The sending unit (or sensor, or sender) on my truck (KA24E engine) is leaking oil like crazy. I purchased a replacement part online and tried to swap out the leaking unit today, but it's not obvious how the wire is to be removed. Simply tugging at the wire isn't doing the job and I don't want to risk damaging the wiring harness. Is there some sort of secret handshake required, or do I just need to pull harder?

This unit has been leaking oil for some time and it's really messy under my engine. Even after doing my best to wipe the area down with rags it's hard to see what is going on. The sender is in an area that is just plain hard to get at.

I had a fuel pump go out on a VW bus many years ago, and step number one in the repair manual said to 'Remove the engine.' Please tell me that's not going to be the case here!

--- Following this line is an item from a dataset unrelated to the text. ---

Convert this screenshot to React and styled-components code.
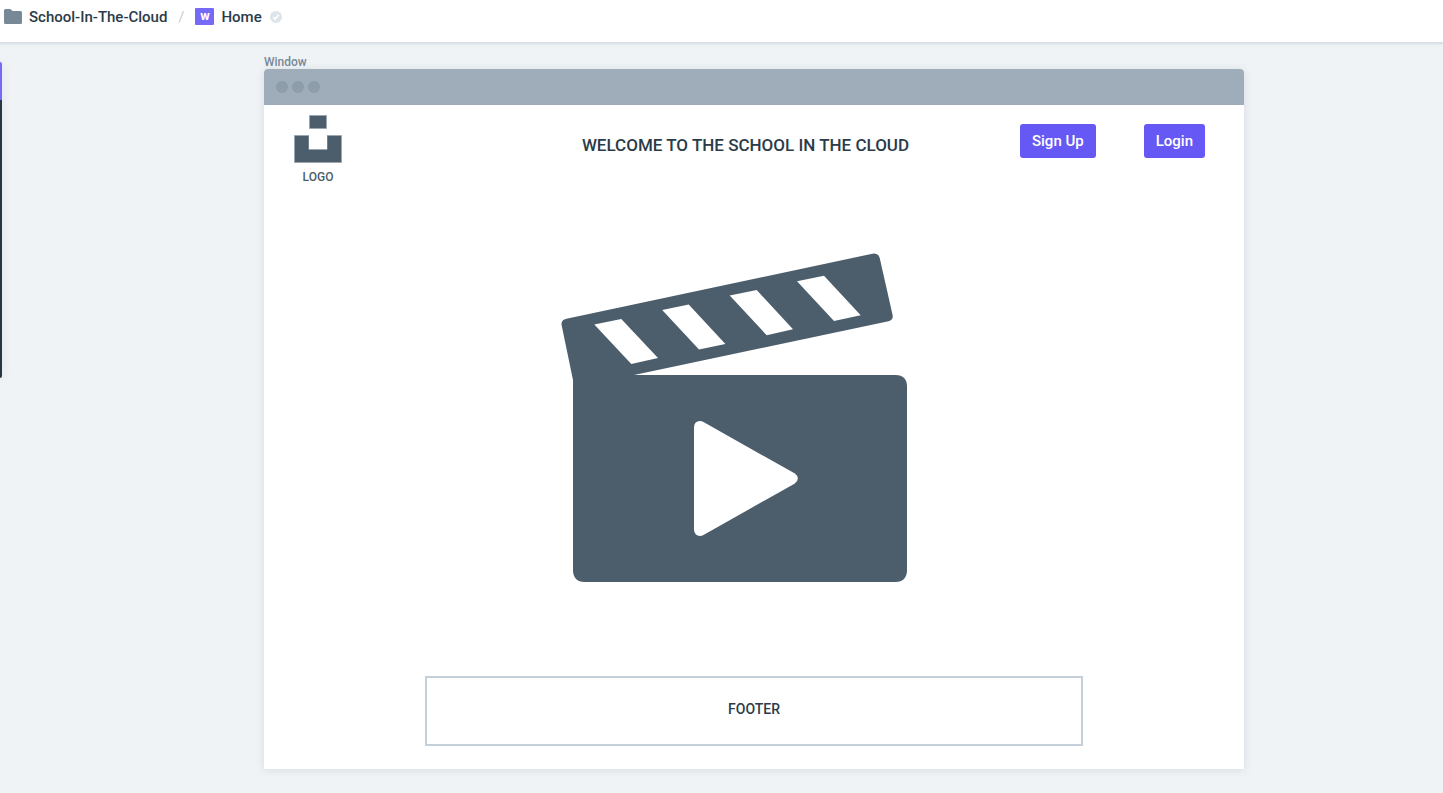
import React from "react";
import styled, { createGlobalStyle } from "styled-components";

const GlobalStyle = createGlobalStyle`
  *, *::before, *::after { box-sizing: border-box; }
  body {
    margin: 0;
    background: #eff3f6;
    color: #2b3b48;
    font-family: Roboto, "Liberation Sans", sans-serif;
    font-weight: 500;
  }
`;

const Page = styled.div`
  display: flex;
  flex-direction: column;
  min-height: 100vh;
`;

const TopBar = styled.header`
  height: 42px;
  padding: 0 4px;
  background: #fff;
  box-shadow: 0 1px 2px 1px rgba(43, 59, 72, 0.12);
`;

const Breadcrumb = styled.nav`
  display: flex;
  align-items: center;
  height: 33px;
`;

const Crumb = styled.a`
  display: flex;
  align-items: center;
  gap: 7px;
  color: #2b3b48;
  font-size: 15px;
  line-height: 20px;
  text-decoration: none;
  white-space: nowrap;
`;

const Slash = styled.span`
  width: 28px;
  color: #c3cfd9;
  font-size: 15px;
  font-weight: 400;
  text-align: center;
`;

const Tag = styled.span`
  width: 19px;
  height: 17px;
  border-radius: 1px;
  background: #7669f6;
  color: #fff;
  font-family: Inter, sans-serif;
  font-size: 9px;
  font-weight: 800;
  line-height: 17px;
  text-align: center;
`;

const Saved = styled.svg`
  margin-left: 8px;
`;

const Workspace = styled.main`
  display: flex;
  align-items: flex-start;
  flex: 1;
  padding: 12px 199px 24px 0;
`;

const ToolRail = styled.aside`
  flex: none;
  width: 2px;
  height: 316px;
  margin: 8px 262px 0 0;
  border-radius: 0 3px 3px 0;
  background: linear-gradient(#7669f6 38px, #263542 38px);
  box-shadow: 0 2px 10px rgba(43, 59, 72, 0.18);
`;

const Frame = styled.section`
  flex: 1;
  min-width: 0;
`;

const FrameLabel = styled.div`
  height: 15px;
  color: #778896;
  font-size: 12px;
  line-height: 17px;
`;

const Window = styled.div`
  border-radius: 4px 4px 1px 1px;
  background: #fff;
  box-shadow: 0 1px 8px rgba(43, 59, 72, 0.12);
`;

const TitleBar = styled.div`
  display: flex;
  align-items: center;
  gap: 4px;
  height: 36px;
  padding: 0 12px;
  border-radius: 4px 4px 0 0;
  background: #9eadb9;
`;

const Dot = styled.span`
  width: 12px;
  height: 12px;
  border-radius: 50%;
  background: #8d9dab;
`;

const SiteHeader = styled.div`
  display: grid;
  grid-template-columns: 1fr auto 1fr;
  align-items: start;
  padding: 10px 39px 0 30px;
`;

const Logo = styled.figure`
  display: flex;
  flex-direction: column;
  align-items: center;
  gap: 6px;
  width: 48px;
  margin: 0;
`;

const LogoCaption = styled.figcaption`
  color: #4c5d6b;
  font-size: 12px;
  line-height: 16px;
`;

const Title = styled.h1`
  margin: 0;
  padding: 18px 8px 0 0;
  font-size: 17px;
  font-weight: 500;
  line-height: 24px;
  white-space: nowrap;
`;

const Actions = styled.div`
  display: flex;
  justify-content: flex-end;
  gap: 48px;
  padding-top: 9px;
`;

const Button = styled.button`
  height: 34px;
  padding: 0 12px;
  border: 0;
  border-radius: 3px;
  background: #6558f5;
  color: #fff;
  font: inherit;
  font-size: 15px;
  white-space: nowrap;
`;

const Hero = styled.div`
  display: flex;
  justify-content: center;
  padding: 68px 40px 94px 0;
`;

const SiteFooter = styled.footer`
  display: flex;
  align-items: center;
  justify-content: center;
  height: 70px;
  margin: 0 161px;
  padding-bottom: 4px;
  border: 2px solid #c4cfda;
  font-size: 14px;
`;

const Content = styled.div`
  padding-bottom: 23px;
`;

function FolderIcon() {
  return (
    <svg width="18" height="15" viewBox="0 0 18 15" aria-hidden="true">
      <path
        d="M1.5 0H6.3L8.6 2H16.5Q18 2 18 3.500V13.500Q18 15 16.500 15H1.500Q0 15 0 13.500V1.500Q0 0 1.500 0Z"
        fill="#778896"
      />
    </svg>
  );
}

function SavedIcon() {
  return (
    <Saved width="12" height="12" viewBox="0 0 12 12" aria-hidden="true">
      <circle cx="6" cy="6" r="6" fill="#dde4eb" />
      <path d="M3.300 6.200L5.200 8.100L8.600 3.700" fill="none" stroke="#fff" strokeWidth="1.700" />
    </Saved>
  );
}

function LogoMark() {
  return (
    <svg width="48" height="48" viewBox="0 0 48 48" aria-hidden="true">
      <g fill="#4c5d6b" stroke="#9ba7b1" strokeWidth="1">
        <path d="M15.500 0.500H32.500V13.500H15.500Z" />
        <path d="M0.500 20.500H15V34.500H33V20.500H47.500V47.500H0.500Z" />
      </g>
      <path d="M15 20H33V34H15Z" fill="#fff" />
    </svg>
  );
}

function Clapperboard() {
  return (
    <svg width="346" height="329" viewBox="0 0 346 329" role="img" aria-label="Video">
      <path
        fill="#4c5d6b"
        d="M5.500 65.800L311.500 0.700Q317.300 -0.500 318.700 5L331.600 62Q332.500 67 327.500 68.200L73 122H334.500Q346 122.300 346 133.500V317.500Q345.700 328.700 334.500 329H23.500Q12.300 328.700 12 317.500V127L0.600 72Q-0.200 67 5.500 65.800Z"
      />
      <g fill="#fff">
        <path d="M33.300 71.500L60.300 65.900L97 105L70.300 110.900Z" />
        <path d="M101.200 57L127.700 51.400L164.400 90.900L138 96.400Z" />
        <path d="M168.700 42.600L195.700 37L232 76.300L205.700 82.200Z" />
        <path d="M236 28.300L263 22.700L299.700 62.300L273 68Z" />
        <path d="M133 174Q133.400 168.200 139 168Q140.500 168 142.500 169.100L233.500 220.300Q236.800 222.500 236.800 225.500Q236.800 228.500 233.500 230.700L142.500 281.900Q140.500 283 139 283Q133.400 282.600 133 277Z" />
      </g>
    </svg>
  );
}

export default function App() {
  return (
    <Page>
      <GlobalStyle />
      <TopBar>
        <Breadcrumb aria-label="Breadcrumb">
          <Crumb href="#project">
            <FolderIcon />
            School-In-The-Cloud
          </Crumb>
          <Slash>/</Slash>
          <Crumb href="#home">
            <Tag>W</Tag>
            Home
          </Crumb>
          <SavedIcon />
        </Breadcrumb>
      </TopBar>
      <Workspace>
        <ToolRail />
        <Frame>
          <FrameLabel>Window</FrameLabel>
          <Window>
            <TitleBar>
              <Dot />
              <Dot />
              <Dot />
            </TitleBar>
            <Content>
              <SiteHeader>
                <Logo>
                  <LogoMark />
                  <LogoCaption>LOGO</LogoCaption>
                </Logo>
                <Title>WELCOME TO THE SCHOOL IN THE CLOUD</Title>
                <Actions>
                  <Button type="button">Sign Up</Button>
                  <Button type="button">Login</Button>
                </Actions>
              </SiteHeader>
              <Hero>
                <Clapperboard />
              </Hero>
              <SiteFooter>FOOTER</SiteFooter>
            </Content>
          </Window>
        </Frame>
      </Workspace>
    </Page>
  );
}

Any help would be GREATLY appreciated!


----------



## zanegrey (Dec 5, 2005)

the wire just pushes on like a spark plug end but has been on there for years and is tight..
i break mine most of the time so now i find a place in the wire and cut it then remove sender and then resplice later...

try removing the rubber boot first...


----------



## oksam (May 25, 2009)

Thanks, Zanegrey. The wire refused to budge so I just went ahead and cut it. My largest metric socket is 24 mm, which isn't big enough to remove the sender. Do you know what size this is going to take? Thanks! I hope you're enjoying the holiday.


----------



## zanegrey (Dec 5, 2005)

i do not remember the size but the socket has to 16 points...

u may be able to get channel locks on there from the wheel well..

just enough to get it loose then take it off by hand..


----------